Supporting a loved one with a mental illness can be challenging. Many people feel upset or even frightened by their loved one’s beliefs, behaviours, or state of wellbeing. It can be scary to hear what they have to say, and you may not understand why someone would believe certain things about themselves or exhibit certain behaviours. However, it’s important to use an approach that focuses on support and understanding. Their feelings and experiences are very real.
Before approaching your loved one with your concerns, it is helpful to learn as much as you can about their mental illness. This will allow you to support them in ways that respect their experiences and avoids guilt, shame, or judgement, all of which are important for an open and trusting relationship. Further, it is also helpful to focus more on your concern for their wellbeing than their behaviours.
Here are some tips to help you support a loved one with a mental illness:
- Be mindful of your own attitudes and behaviours around mental health, and specifically the illness that your loved one is experiencing.
- Never force someone to change their habits or trick someone into changing.
- Avoid reacting to a loved one’s self-talk or trying to reason with statements that seem unrealistic to you.
- If your loved one is an adult, remember that supporting help-seeking is a balance between your own concerns and their right to privacy.
- If your loved one’s experiences are affecting other family members, family counselling may be helpful.
- If you’re concerned about self-harm or suicide, ask them about it. It won’t make them more likely to act on those impulses. If someone is seriously considering suicide, they may be relieved that they can talk about it.
- Though your concern is understandable, it is unrealistic to expect someone to immediately stop certain patterns of thinking or behaviours since forming new, healthy habits takes time. It is important to support new behaviours and celebrate with them any small steps forward.
Lastly, supporting a loved one through a difficult experience can be difficult for you, too. Don’t be afraid to set boundaries and seek support for yourself.
If someone you love says that they’re thinking about ending their life, it’s important to ask them if they have a plan. If they have a plan and intend to end their life soon, or have attempted suicide and need medical attention, connect with crisis services or supports right away. Many areas have a crisis, distress, or suicide helpline, but you can always call 911 if you don’t know who to call. Stay with your loved one while you make the call, and don’t leave until the crisis line or emergency responders say you can leave.

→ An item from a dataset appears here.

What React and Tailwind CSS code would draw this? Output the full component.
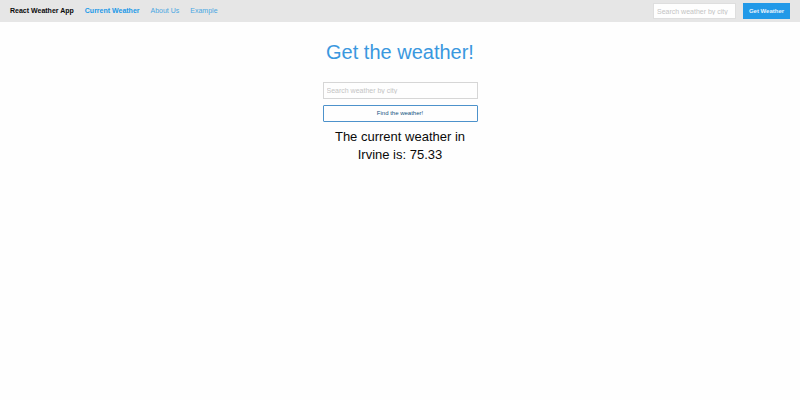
export default function App() {
  return (
    <div className="min-h-screen bg-[#fefefe] font-['Liberation_Sans',Arial,sans-serif] text-[#0a0a0a]">
      <header className="flex items-center justify-between bg-[#e6e6e6] pt-[3px] pr-[10px] pb-[3px] pl-[10px]">
        <nav className="flex items-center gap-[11px] text-[7px] leading-3">
          <span className="font-bold">React Weather App</span>
          <a href="#weather" className="font-bold text-[#2199e8]">Current Weather</a>
          <a href="#about" className="text-[#4aa6e2]">About Us</a>
          <a href="#example" className="text-[#4aa6e2]">Example</a>
        </nav>
        <form className="flex items-center gap-[7px]">
          <input
            type="text"
            aria-label="Search weather by city"
            placeholder="Search weather by city"
            className="h-4 w-[83px] border border-[#dedede] bg-[#fefefe] px-[3px] text-[7px] placeholder:text-[#c4c4c4]"
          />
          <button type="button" className="h-4 w-[47px] bg-[#2199e8] text-[6px] font-bold text-[#e8f4fd]">Get Weather</button>
        </form>
      </header>
      <main className="mx-auto w-[155px] pt-[18px] text-center">
        <h1 className="text-[20px] leading-6 whitespace-nowrap text-[#3a98df]">Get the weather!</h1>
        <form className="mt-[18px] flex flex-col gap-[6px]">
          <input
            type="text"
            aria-label="City"
            placeholder="Search weather by city"
            className="h-[17px] border border-[#d6d6d6] bg-[#fefefe] px-[3px] text-[7px] placeholder:text-[#c4c4c4]"
          />
          <button type="button" className="h-[17px] rounded-[1px] border border-[#4d92cb] text-[6px] text-[#14527f]">Find the weather!</button>
        </form>
        <p className="mt-[6px] px-[10px] text-[13px] leading-[18px]">The current weather in Irvine is: 75.33</p>
      </main>
    </div>
  );
}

The two most important things you can do are listen and help them connect with mental health services.
Here are tips for talking with a loved one:
- Find a private place and let your loved one take as much time as they need.
- Take your loved one seriously and listen without judgement—their feelings are very real.
- Keep your word—don’t make promise you can’t keep or don’t intend to keep.
- Tell your loved one that they are important and that you care about them.
If your loved one already sees a doctor or other mental health service provider, it’s important that they tell their service provider about any thoughts of suicide they may have been having. Depending on your relationship, you can offer to help—by helping your loved one schedule appointments or by taking them to their appointments, for example.
If your loved one doesn’t see a mental health service provider, you can give them the phone number for a local crisis line and encourage them to see their doctor. Your loved one may also be able to access services through their school, workplace, cultural or faith community.
Supporting a loved one can be a difficult experience for anyone, so it’s important to take care of your own mental health during this time and seek support if you need it.